Au total, plus de 500 000 colons vivent en huis clos dans les Territoires palestiniens, dont près de la moitié dans la partie orientale de Jérusalem, pourtant destinée à devenir la capitale du futur État palestinien, d’après les estimations de B’Tselem, ONG israélienne de défense des droits de l’homme dans les Territoires Occupés. A leur disposition, un réseau routier interdit aux Palestiniens, qui relient les colonies les unes aux autres. Et pour leur sécurité, un dispositif militaire important.
Un parallèle que les palestiniens eux-mêmes approuvent, dénonçant ce qu’ils appellent la « Bantoustanisation » de la Palestine. A l’instar des Bantoustan sud-africains, qui regroupaient la population noire du pays durant l’apartheid, les Territoires palestiniens ressemblent de plus en plus des îlots isolés les uns des autres. Un morcellement tel, qu’il rend difficile la création d’un État palestinien.
Depuis les Accords d’Oslo de 1995, la Cisjordanie est toujours divisée en trois zones : la zone A, qui comprend les principales villes, est administrée par l’Autorité palestinienne ; la zone B où l’Autorité palestinienne et Israël se partagent les compétences d’administration ; et la zone C, qui représente 60% de la Cisjordanie, où Israël jouit d’un contrôle total.
Du côté israélien, on réfute catégoriquement cette comparaison.
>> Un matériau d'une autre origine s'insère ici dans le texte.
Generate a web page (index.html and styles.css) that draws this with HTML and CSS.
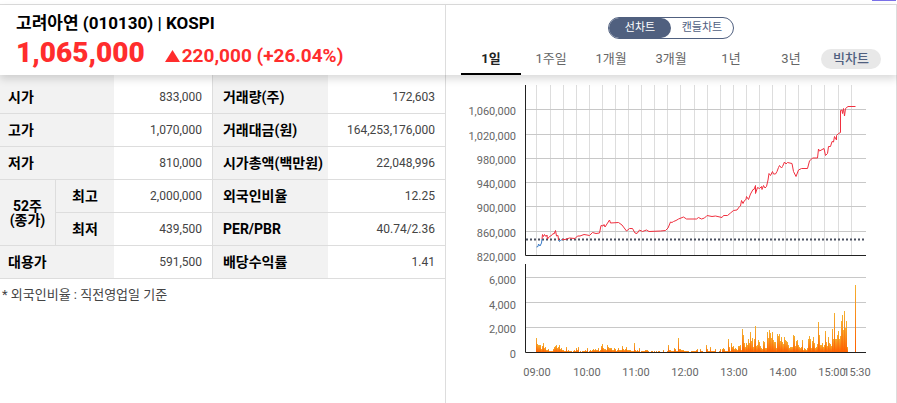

Elle « est fausse et dangereuse », tranche Yaakov Finkelstein, numéro deux de l’ambassade d’Israël à Pretoria. C’est une « insulte à la mémoire de ceux qui ont lutté contre l’apartheid. Ce sont des histoires, des buts, des situations absolument différentes. Elle est utilisé à des fins politiques », a-t-il déclaré à l’AFP.